Georgia Voting Machine Critics Investigated For Alleged Polling Place Violations
The Georgia Secretary of State’s office has opened an investigation into allegations that three vocal critics of Georgia’s new ballot-marking device voting machines potentially violated election law while observing voting at a Paulding County polling place this past Election Day.
According to a statement from the Secretary of State’s spokesperson Walter Jones, elections officials received complaints from poll workers and voters that three people “were in an area of the polling place where only voters and election officials are allowed to be” at the Watson Government Building in Dallas.
Marilyn Marks, head of the nonprofit Coalition for Good Governance, posted a copy of a complaint she received that said she, Georgia Tech cybersecurity professor Richard DeMillo and his wife Rhonda Martin, who is a plaintiff in several lawsuits challenging Georgia election practices, “were all observed inside the enclosed space, without authorization, at a Paulding County polling location” for more than an hour and a half.
The trio are supporters of hand-marked paper ballots instead of the new $107 million ballot-marking device system the state is rolling out ahead of the March 24, 2020 presidential primary.
They have also denied the allegations, with Marks calling it on Twitter an “unsurprising case of [the secretary of state’s office] effort to intimidate me and other witnesses to the embarrassing failures of the new voting system.”
At issue is the interpretation of Georgia code § 21-2-267 (a), which defines how polling places should be set up. Georgia law demands an “enclosed space,” or six-foot perimeter around voting machines, be off-limits to anyone but the person voting or someone authorized by the poll manager.
At the Paulding County precinct, a physical barrier was set up around that six-foot mark with an entryway for voters to get into the voting area. Paulding elections officials say that means Marks, DeMillo and Martin were in an unauthorized area when they were standing inside the barrier.
DeMillo and Marks say they had permission from poll workers to be inside the voting machine room, something Paulding elections officials dispute.
“If I had crossed some line that I wasn’t aware of, I am sure someone in authority would have let me know and told me to step back,” DeMillo wrote in a statement. “No one said anything to me, although there were many election officials and law enforcement officers present.”
Georgia law also demands polling places be observable by the public. Marks argued that the partitions around the voting machines made that impossible to do. That part of the code says the setup of voting machines should “permit the public to observe the voting without affecting the privacy of electors as they vote.”

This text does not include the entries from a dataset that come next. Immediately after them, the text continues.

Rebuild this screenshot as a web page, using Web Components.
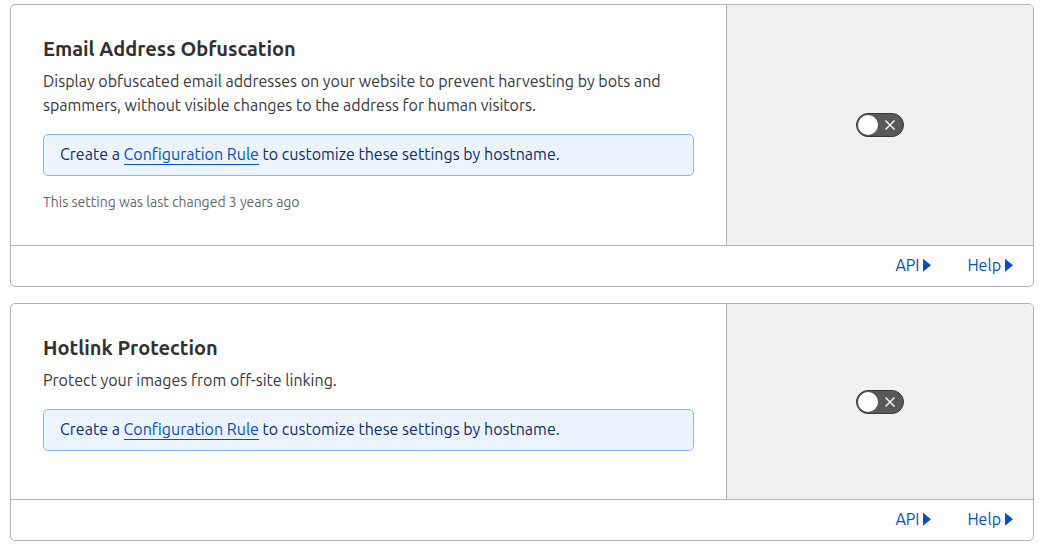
<!DOCTYPE html>
<html lang="en">
<head>
<meta charset="utf-8">
<meta name="viewport" content="width=device-width, initial-scale=1">
<title>Scrape Shield</title>
<style>
body {
  margin: 4px 12px 8px 10px;
  background: #fff;
  color: #36393a;
  font-family: Ubuntu, "Noto Sans", sans-serif;
  font-size: 16px;
  line-height: 24px;
}

main {
  display: grid;
  gap: 16px;
}
</style>
</head>
<body>
<main>
  <setting-card name="Email Address Obfuscation">
    Display obfuscated email addresses on your website to prevent harvesting by bots and spammers, without visible changes to the address for human visitors.
    <rule-notice slot="notice"></rule-notice>
    <span slot="changed">This setting was last changed 3 years ago</span>
  </setting-card>
  <setting-card name="Hotlink Protection">
    Protect your images from off-site linking.
    <rule-notice slot="notice"></rule-notice>
  </setting-card>
</main>

<script>
const noticeTemplate = document.createElement("template");
noticeTemplate.innerHTML = `\
<style>
:host {
  display: block;
  padding: 7px 16px 9px;
  border: 1px solid #82b6ff;
  border-radius: 5px;
  background: #ebf3ff;
  color: #0b2f6b;
  line-height: 24px;
}
a {
  padding-bottom: 1px;
  border-bottom: 1px solid #0051c3;
  color: #0051c3;
  text-decoration: none;
}
</style>
Create a <a href="#rules">Configuration Rule</a> to customize these settings by hostname.
`;

class RuleNotice extends HTMLElement {
  constructor() {
    super();
    this.attachShadow({ mode: "open" });
    this.shadowRoot.appendChild(noticeTemplate.content.cloneNode(true));
  }
}

customElements.define("rule-notice", RuleNotice);

const toggleTemplate = document.createElement("template");
toggleTemplate.innerHTML = `\
<style>
:host {
  display: block;
}
label {
  display: grid;
  align-items: center;
  cursor: pointer;
}
input,
svg {
  grid-area: 1 / 1;
}
input {
  display: flex;
  box-sizing: border-box;
  width: 48px;
  height: 24px;
  margin: 0;
  border: 1px solid #36393a;
  border-radius: 12px;
  appearance: none;
  background: #595959;
  cursor: pointer;
}
input::before {
  content: "";
  width: 20px;
  height: 20px;
  margin: 1px;
  border-radius: 50%;
  background: #fff;
}
input:checked {
  justify-content: flex-end;
  border-color: #2db35e;
  background: #2db35e;
}
input:checked + svg {
  display: none;
}
svg {
  justify-self: end;
  margin-right: 8px;
  pointer-events: none;
}
</style>

<label>
  <input type="checkbox" role="switch">
  <svg width="12" height="12" viewBox="0 0 12 12" aria-hidden="true">
    <path d="M1.5 1.5l9 9M10.5 1.5l-9 9" fill="none" stroke="#fff" stroke-width="1.4"/>
  </svg>
</label>
`;

class ToggleSwitch extends HTMLElement {
  static observedAttributes = ["label"];

  constructor() {
    super();
    this.attachShadow({ mode: "open" });
    this.shadowRoot.appendChild(toggleTemplate.content.cloneNode(true));
    this.input = this.shadowRoot.querySelector("input");
  }

  attributeChangedCallback(name, oldValue, value) {
    this.input.setAttribute("aria-label", value);
  }
}

customElements.define("toggle-switch", ToggleSwitch);

const linkTemplate = document.createElement("template");
linkTemplate.innerHTML = `\
<style>
:host {
  display: block;
}
a {
  display: flex;
  align-items: center;
  gap: 4px;
  color: #0051c3;
  text-decoration: none;
}
</style>

<a>
  <slot></slot>
  <svg width="8" height="14" viewBox="0 0 8 14" aria-hidden="true">
    <path d="M0 .8v13L8 7.3z" fill="currentColor"/>
  </svg>
</a>
`;

class PanelLink extends HTMLElement {
  constructor() {
    super();
    this.attachShadow({ mode: "open" });
    this.shadowRoot.appendChild(linkTemplate.content.cloneNode(true));
  }

  connectedCallback() {
    this.shadowRoot.querySelector("a").href = this.getAttribute("to");
  }
}

customElements.define("panel-link", PanelLink);

const cardTemplate = document.createElement("template");
cardTemplate.innerHTML = `\
<style>
:host {
  display: block;
  overflow: hidden;
  border: 1px solid #b3b3b3;
  border-radius: 5px;
}
.body {
  display: grid;
  grid-template-columns: 7fr 3fr;
}
.text {
  padding: 32px;
}
h2 {
  margin: 0 0 8px;
  color: #313131;
  font-size: 20px;
  font-weight: 600;
  line-height: 24px;
}
p {
  margin: 0 0 17px;
}
slot[name="notice"] {
  display: block;
  margin-bottom: 16px;
}
slot[name="changed"] {
  display: block;
  color: #62676a;
  font-size: 14px;
  line-height: 21px;
}
.control {
  display: flex;
  align-items: center;
  justify-content: center;
  border-left: 1px solid #b3b3b3;
  background: #f1f1f1;
}
footer {
  display: flex;
  justify-content: flex-end;
  gap: 36px;
  padding: 7px 20px 9px;
  border-top: 1px solid #b3b3b3;
}
</style>

<div class="body">
  <div class="text">
    <h2></h2>
    <p><slot></slot></p>
    <slot name="notice"></slot>
    <slot name="changed"></slot>
  </div>
  <div class="control">
    <toggle-switch></toggle-switch>
  </div>
</div>
<footer>
  <panel-link to="#api">API</panel-link>
  <panel-link to="#help">Help</panel-link>
</footer>
`;

class SettingCard extends HTMLElement {
  constructor() {
    super();
    this.attachShadow({ mode: "open" });
    this.shadowRoot.appendChild(cardTemplate.content.cloneNode(true));
  }

  connectedCallback() {
    const name = this.getAttribute("name");
    this.shadowRoot.querySelector("h2").textContent = name;
    this.shadowRoot.querySelector("toggle-switch").setAttribute("label", name);
  }
}

customElements.define("setting-card", SettingCard);
</script>
</body>
</html>
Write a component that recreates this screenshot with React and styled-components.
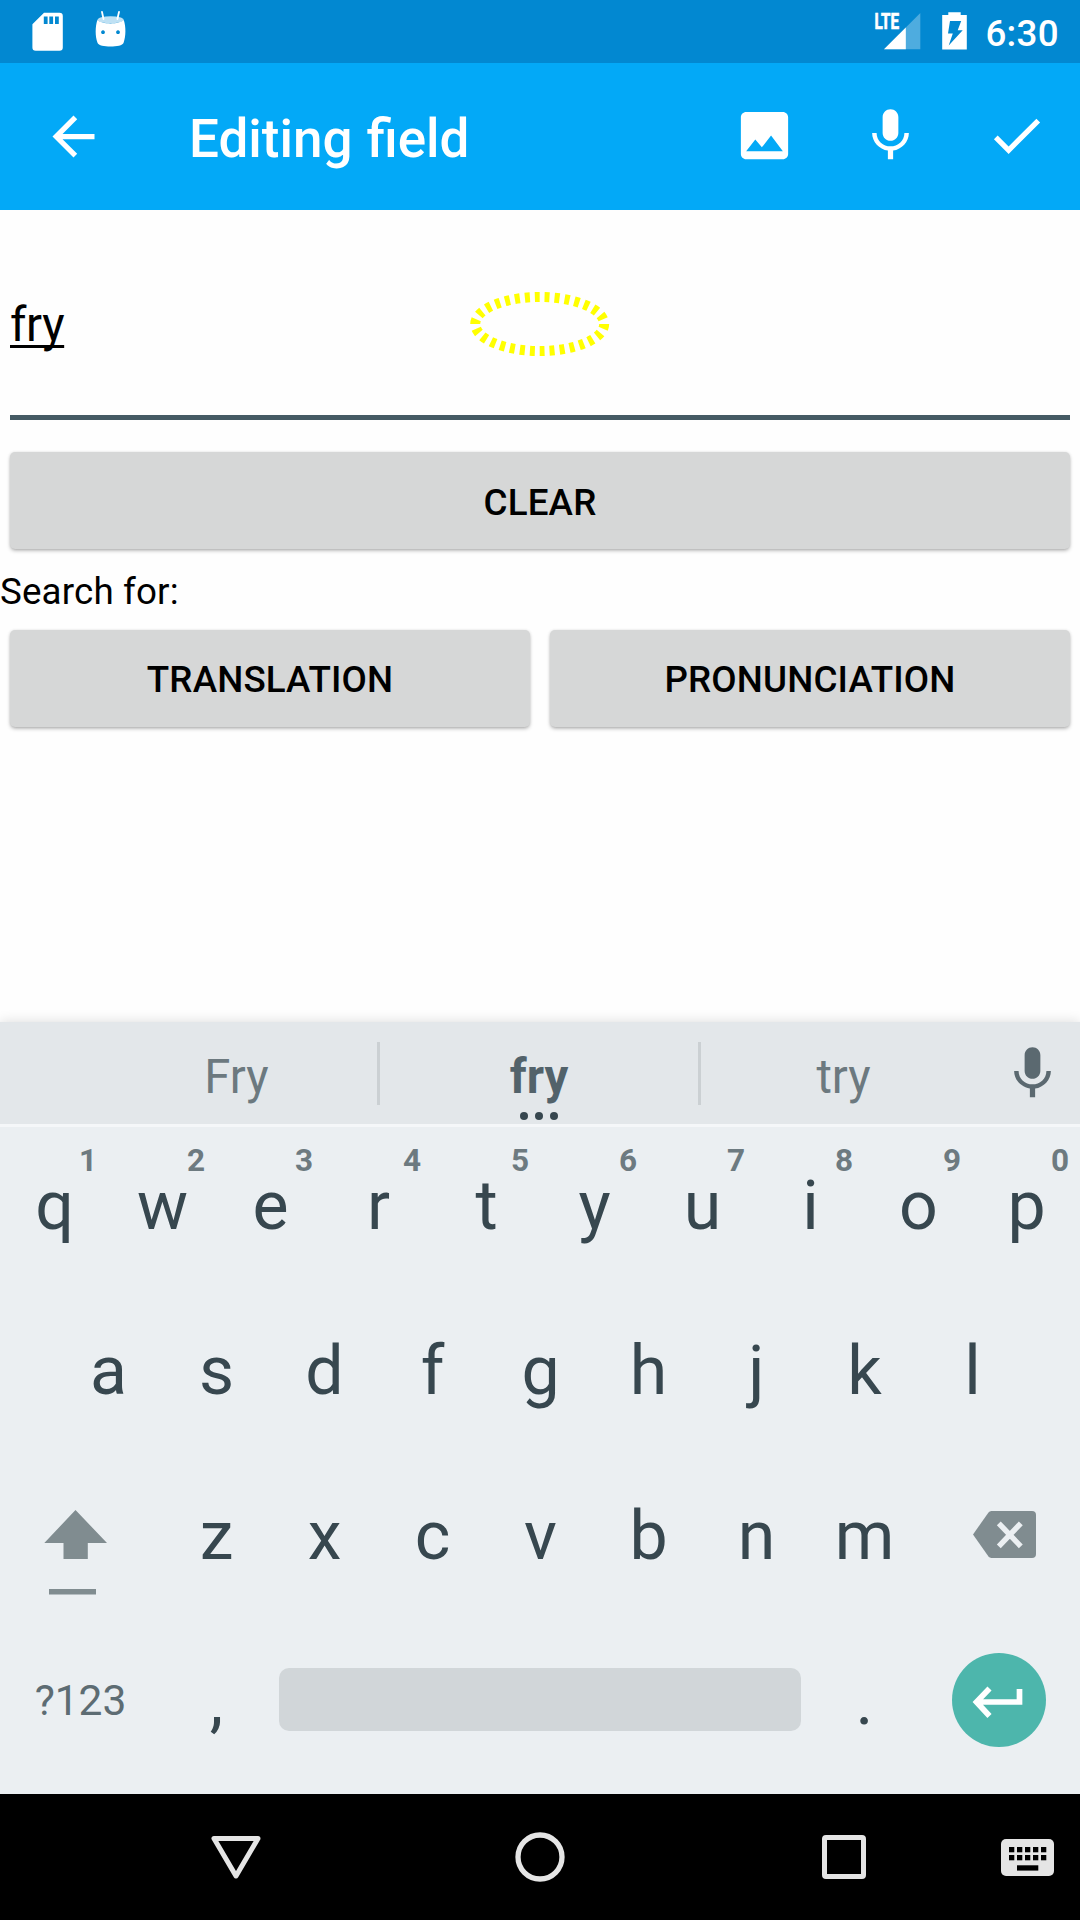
import React from "react";
import styled, { createGlobalStyle } from "styled-components";

const Global = createGlobalStyle`
  * { box-sizing: border-box; }
  body { margin: 0; background: #fefefe; }
  button { border: 0; padding: 0; background: none; font: inherit; color: inherit; }
  svg { display: block; flex: none; }
`;

const Screen = styled.div`
  width: 1080px;
  height: 1920px;
  display: flex;
  flex-direction: column;
  overflow: hidden;
  background: #fefefe;
  color: #000;
  font-family: Roboto, "Liberation Sans", sans-serif;
`;

const StatusBar = styled.header`
  height: 63px;
  flex: none;
  display: flex;
  justify-content: space-between;
  background: #0288d1;
  color: #fff;
`;

const StatusGroup = styled.div`
  display: flex;
  align-items: center;
`;

const Clock = styled.span`
  font-size: 36.75px;
  font-weight: 500;
  line-height: 40px;
  letter-spacing: 0.3px;
  padding: 4px 21px 0 17px;
`;

const AppBar = styled.div`
  height: 147px;
  flex: none;
  display: flex;
  align-items: center;
  padding: 0 32px 0 42px;
  background: #03a9f7;
  color: #fff;
`;

const Title = styled.h1`
  flex: 1;
  margin: 0;
  padding: 5px 0 0 84px;
  font-size: 53px;
  font-weight: 500;
  line-height: 60px;
  word-spacing: 1px;
  font-variant-ligatures: common-ligatures;
  text-rendering: optimizeLegibility;
`;

const Actions = styled.div`
  display: flex;
  gap: 63px;
  padding-bottom: 3px;
`;

const Editor = styled.main`
  flex: 1;
  display: flex;
  flex-direction: column;
`;

const Field = styled.div`
  position: relative;
  height: 210px;
  margin: 0 10px;
  padding-top: 87px;
  border-bottom: 5px solid #455a64;
`;

const FieldText = styled.span`
  display: block;
  font-size: 47.25px;
  line-height: 56px;
  letter-spacing: -0.35px;
  text-decoration: underline;
  text-decoration-thickness: 3px;
  text-decoration-skip-ink: none;
  text-underline-offset: 4px;
`;

const TapMark = styled.svg`
  position: absolute;
  left: 450px;
  top: 74px;
`;

const Buttons = styled.div`
  display: flex;
  gap: 20px;
  padding: 0 10px;
  margin-top: ${(p) => p.$top}px;
`;

const RaisedButton = styled.button`
  flex: 1;
  height: 97px;
  padding-top: ${(p) => p.$drop || 2}px;
  border-radius: 5px;
  background: #d6d7d7;
  box-shadow: 0 2px 4px -1px rgba(0, 0, 0, 0.38), 0 0 3px rgba(0, 0, 0, 0.08);
  font-size: 36.75px;
  font-weight: 500;
  line-height: 43px;
  letter-spacing: 0.15px;
`;

const Label = styled.p`
  margin: 21px 0 0;
  font-size: 36.75px;
  line-height: 43px;
  letter-spacing: 0.15px;
`;

const Keyboard = styled.section`
  height: 772px;
  flex: none;
  display: flex;
  flex-direction: column;
  background: #ebeff2;
  color: #37474f;
  box-shadow: 0 0 12px rgba(0, 0, 0, 0.14);
`;

const Suggestions = styled.div`
  height: 105px;
  flex: none;
  display: flex;
  align-items: flex-start;
  padding: 0 16px 0 95px;
  background: #e3e7ea;
  border-bottom: 3px solid #f5f7f9;
`;

const Suggestion = styled.button`
  width: ${(p) => p.$w}px;
  height: 102px;
  display: flex;
  flex-direction: column;
  align-items: center;
  padding: 27px 0 0 ${(p) => (p.$main ? 0 : 1)}px;
  font-size: 47.25px;
  font-weight: ${(p) => (p.$main ? 700 : 400)};
  line-height: 56px;
  color: ${(p) => (p.$main ? "#52626a" : "#6c797f")};
`;

const Dots = styled.span`
  display: flex;
  gap: 7px;
  margin-top: 7px;

  i {
    width: 8px;
    height: 8px;
    border-radius: 50%;
    background: #37474f;
  }
`;

const Divider = styled.span`
  width: 3px;
  height: 63px;
  margin-top: 20px;
  background: #cbd0d3;
`;

const MicKey = styled.button`
  margin: 20px 0 0 auto;
  color: #5b6970;
`;

const Keys = styled.div`
  padding-top: 2px;
`;

const KeyRow = styled.div`
  height: 165px;
  display: flex;
  justify-content: center;
`;

const Key = styled.button`
  position: relative;
  width: ${(p) => p.$w || 108}px;
  height: 165px;
  display: flex;
  align-items: center;
  justify-content: center;
  padding: 0 0 11px ${(p) => (p.$w ? 0 : 1)}px;
  font-size: ${(p) => (p.$small ? 42.5 : 68)}px;
  line-height: 80px;
  color: ${(p) => (p.$small ? "#5d6c73" : "inherit")};
`;

const ShiftKey = styled(Key)`
  padding: 21px 10px 0 0;
`;

const DeleteKey = styled(Key)`
  padding: 0 0 13px 10px;
`;

const SymbolsKey = styled(Key)`
  padding-right: 1px;
`;

const Hint = styled.sup`
  position: absolute;
  top: 14px;
  right: 11px;
  font-size: 31.5px;
  font-weight: 700;
  line-height: 36px;
  color: #6d7a80;
`;

const SpaceBar = styled.span`
  width: 522px;
  height: 63px;
  margin-bottom: 3px;
  border-radius: 10px;
  background: #d1d6d9;
`;

const EnterKey = styled.span`
  width: 94px;
  height: 94px;
  margin-bottom: 2px;
  border-radius: 50%;
  background: #4db6ac;
`;

const NavBar = styled.nav`
  height: 126px;
  flex: none;
  display: flex;
  align-items: center;
  padding: 0 25px 0 206px;
  background: #000;
`;

const NavButton = styled.button`
  margin-right: ${(p) => p.$gap || 0}px;
`;

const MIC =
  "M12 14c1.66 0 2.99-1.34 2.99-3L15 5c0-1.66-1.34-3-3-3S9 3.34 9 5v6c0 1.66 1.34 3 3 3zm5.3-3c0 3-2.54 5.1-5.3 5.1S6.7 14 6.7 11H5c0 3.41 2.72 6.23 6 6.72V21h2v-3.28c3.28-.48 6-3.3 6-6.72h-1.7z";
const IMAGE =
  "M21 19V5c0-1.1-.9-2-2-2H5c-1.1 0-2 .9-2 2v14c0 1.1.9 2 2 2h14c1.1 0 2-.9 2-2zM8.5 13.5l2.5 3.01L14.5 12l4.5 6H5l3.5-4.5z";
const CHECK = "M9 16.17L4.83 12l-1.42 1.41L9 19 21 7l-1.41-1.41z";
const BACK = "M20 11H7.83l5.59-5.59L12 4l-8 8 8 8 1.41-1.41L7.83 13H20v-2z";

const Icon = ({ d }) => (
  <svg width="63" height="63" viewBox="0 0 24 24" fill="currentColor">
    <path d={d} />
  </svg>
);

const StatusIcons = () => (
  <svg width="140" height="63" viewBox="0 0 140 63" fill="#fff">
    <path
      fillRule="evenodd"
      d="M44 12.7H59.500a3.300 3.300 0 0 1 3.300 3.300V47.500a3.300 3.300 0 0 1-3.300 3.300H35.700a3.300 3.300 0 0 1-3.300-3.300V24.300ZM43.800 16.600v7.500h3.800v-7.500ZM49.300 16.600v7.500h3.800v-7.500ZM55 16.600v7.500h3.800v-7.500Z"
    />
    <path d="M102 12l1.500 7M119 12l-1.600 7" stroke="#fff" strokeWidth="1.800" strokeLinecap="round" />
    <path
      fillRule="evenodd"
      d="M97.300 20C95.200 27 95 36 97.600 43 99 47.800 122 47.800 123.500 43 126 36 126 27 123.800 20 119 24.500 102 24.500 97.300 20ZM103 30.300a1.900 1.900 0 1 0 .01 0ZM118 30.300a1.900 1.900 0 1 0 .01 0Z"
    />
    <ellipse cx="110.600" cy="19.700" rx="13" ry="3.500" opacity=".75" />
  </svg>
);

const SignalIcons = () => (
  <svg width="95" height="63" viewBox="874 0 95 63" fill="#fff">
    <text
      x="875.500"
      y="29"
      fontFamily="Roboto, sans-serif"
      fontSize="22"
      fontWeight="700"
      stroke="#fff"
      strokeWidth=".7"
      textLength="24.500"
      lengthAdjust="spacingAndGlyphs"
    >
      LTE
    </text>
    <path d="M921.300 13V49.300H885Z" opacity=".3" />
    <path d="M906.800 27.500V49.300H885Z" />
    <path
      fillRule="evenodd"
      d="M949.300 12.300h12.400v2.700h6.100v34.600h-24.600V15h6.100ZM951 21 949 33.500h4.800L949.700 45.500 963.700 30.300h-5L962.200 21Z"
    />
  </svg>
);

const ShiftIcon = () => (
  <svg width="64" height="86" viewBox="44 1509 64 86" fill="#808c90">
    <path d="M75.500 1510 107 1543H87.800V1559H63.500V1543H44.300Z" />
    <path d="M49 1589H96V1594.500H49Z" />
  </svg>
);

const DeleteIcon = () => (
  <svg width="64" height="48" viewBox="972 1511 64 48">
    <path
      fill="#808c90"
      d="M991.500 1511H1032a4 4 0 0 1 4 4V1554a4 4 0 0 1-4 4H991.500a4 4 0 0 1-3.200-1.700L973 1534.500 988.300 1512.700a4 4 0 0 1 3.200-1.700Z"
    />
    <path d="M998.800 1523.300 1020.800 1546.300M1020.800 1523.300 998.800 1546.300" stroke="#ebeff2" strokeWidth="5.400" />
  </svg>
);

const EnterIcon = () => (
  <svg width="94" height="94" viewBox="952 1653 94 94" fill="none" stroke="#fff" strokeWidth="5.700">
    <path d="M1019.500 1689V1702H976.500M989.500 1688.500 976.500 1702 989.500 1716" />
  </svg>
);

const row1 = "qwertyuiop".split("");
const row2 = "asdfghjkl".split("");
const row3 = "zxcvbnm".split("");
const keyDots = [0, 1, 2, 3, 4];

export default function App() {
  return (
    <Screen>
      <Global />
      <StatusBar>
        <StatusIcons />
        <StatusGroup>
          <SignalIcons />
          <Clock>6:30</Clock>
        </StatusGroup>
      </StatusBar>
      <AppBar>
        <Icon d={BACK} />
        <Title>Editing field</Title>
        <Actions>
          <Icon d={IMAGE} />
          <Icon d={MIC} />
          <Icon d={CHECK} />
        </Actions>
      </AppBar>
      <Editor>
        <Field>
          <FieldText>fry</FieldText>
          <TapMark width="160" height="80" viewBox="460 284 160 80">
            <ellipse
              cx="539.700"
              cy="324"
              rx="64.500"
              ry="27"
              fill="none"
              stroke="#ff0"
              strokeWidth="10"
              pathLength="300"
              strokeDasharray="5 5"
            />
          </TapMark>
        </Field>
        <Buttons $top={32}>
          <RaisedButton $drop={4}>CLEAR</RaisedButton>
        </Buttons>
        <Label>Search for:</Label>
        <Buttons $top={17}>
          <RaisedButton>TRANSLATION</RaisedButton>
          <RaisedButton>PRONUNCIATION</RaisedButton>
        </Buttons>
      </Editor>
      <Keyboard>
        <Suggestions>
          <Suggestion $w={282}>Fry</Suggestion>
          <Divider />
          <Suggestion $w={318} $main>
            fry
            <Dots>
              <i />
              <i />
              <i />
            </Dots>
          </Suggestion>
          <Divider />
          <Suggestion $w={284}>try</Suggestion>
          <MicKey>
            <Icon d={MIC} />
          </MicKey>
        </Suggestions>
        <Keys>
          <KeyRow>
            {row1.map((k, i) => (
              <Key key={k}>
                {k}
                <Hint>{(i + 1) % 10}</Hint>
              </Key>
            ))}
          </KeyRow>
          <KeyRow>
            {row2.map((k) => (
              <Key key={k}>{k}</Key>
            ))}
          </KeyRow>
          <KeyRow>
            <ShiftKey $w={162}>
              <ShiftIcon />
            </ShiftKey>
            {row3.map((k) => (
              <Key key={k}>{k}</Key>
            ))}
            <DeleteKey $w={162}>
              <DeleteIcon />
            </DeleteKey>
          </KeyRow>
          <KeyRow>
            <SymbolsKey $w={162} $small>
              ?123
            </SymbolsKey>
            <Key>,</Key>
            <Key $w={540}>
              <SpaceBar />
            </Key>
            <Key>.</Key>
            <Key $w={162}>
              <EnterKey>
                <EnterIcon />
              </EnterKey>
            </Key>
          </KeyRow>
        </Keys>
      </Keyboard>
      <NavBar>
        <NavButton $gap={244}>
          <svg width="60" height="60" viewBox="206 1827 60 60" fill="none" stroke="#e5e5e5" strokeWidth="5" strokeLinejoin="round">
            <path d="M214 1838.500H258L236 1876Z" />
          </svg>
        </NavButton>
        <NavButton $gap={244}>
          <svg width="60" height="60" viewBox="510 1827 60 60" fill="none" stroke="#e5e5e5" strokeWidth="5.300">
            <circle cx="540" cy="1857" r="22" />
          </svg>
        </NavButton>
        <NavButton $gap={121}>
          <svg width="60" height="60" viewBox="814 1827 60 60" fill="none" stroke="#e5e5e5" strokeWidth="5">
            <rect x="824.500" y="1837.500" width="39" height="39" rx="1.500" />
          </svg>
        </NavButton>
        <NavButton>
          <svg width="60" height="60" viewBox="995 1827 60 60">
            <rect x="1001" y="1839" width="53" height="37" rx="5" fill="#e5e5e5" />
            {keyDots.map((n) => (
              <g key={n}>
                <rect x={1009 + n * 8} y="1847" width="5.300" height="5.300" />
                <rect x={1009 + n * 8} y="1855" width="5.300" height="5.300" />
              </g>
            ))}
            <rect x="1017" y="1865.300" width="21.300" height="5.300" />
          </svg>
        </NavButton>
      </NavBar>
    </Screen>
  );
}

Paulding officials said there was plenty of space to do that through the gaps in the partition – outside of the voting area.
Marks also pointed to the Georgia poll worker training manual, which reads that “all duties must be performed in full view of the public.” But the very next sentence in the manual says that “Potential voters may watch but are not allowed to enter the enclosed space.”
There are certain times non-voters can be in the enclosed space, like when members of the news media come in to take photos of the voting process (like this reporter was doing with the poll manager’s permission and when he encountered Marks inside the enclosed space) and when someone is appointed to be a poll watcher.
Georgia Code § 21-2-408 (d) says that poll watchers “may be permitted behind the enclosed space for the purpose of observing the conduct of the election and the counting and recording of votes.”
The conflicting interpretations of state law are what lead the activists to charge the secretary of state's office is being incongruent in its investigations.
In addition to stating they had permission to be inside the enclosed space, Marks and DeMillo said that they were never closer than six feet away from the machines.
But photos obtained by GPB News from a voter who was concerned by the trio’s presence in the voting area show Marks and DeMillo standing over a voting machine, though not while someone was using it. Plus, all three of them appear to have been inside the polling place’s partition walls within the six-foot buffer around voting machines mandated by state law. No voters appear in the photos.
“I am quite certain that I was not standing over a voting machine in [the Watson precinct],” Marks said in a statement. “I have not had the opportunity to see a machine up close.”
Deidre Holden, the Paulding County elections director, said her office did not have any pre-approved poll watchers and received multiple complaints about three people who said they were public observers, not poll watchers.
“Our policy is to train our poll workers according to the code section that applies to poll watchers,” she said. “The poll manager is given a copy of the letter and name tags that identify the individuals as poll watchers.”
Since Marks, DeMillo and Martin were not poll watchers, officials say they should not have been allowed back in that enclosed space that was set up in a six-foot perimeter around the voting machines.
DeMillo, who said he was there to observe whether voters were verifying the selections on their paper ballots before entering them in the scanner, also said he did not recall approaching a voting machine, but if he was it was entirely inadvertent.
The investigation opened by the secretary of state’s office will also look at Paulding County’s response to the alleged violations and why the three were not asked to leave the space. Once that investigation is complete, the state elections board would hear the case.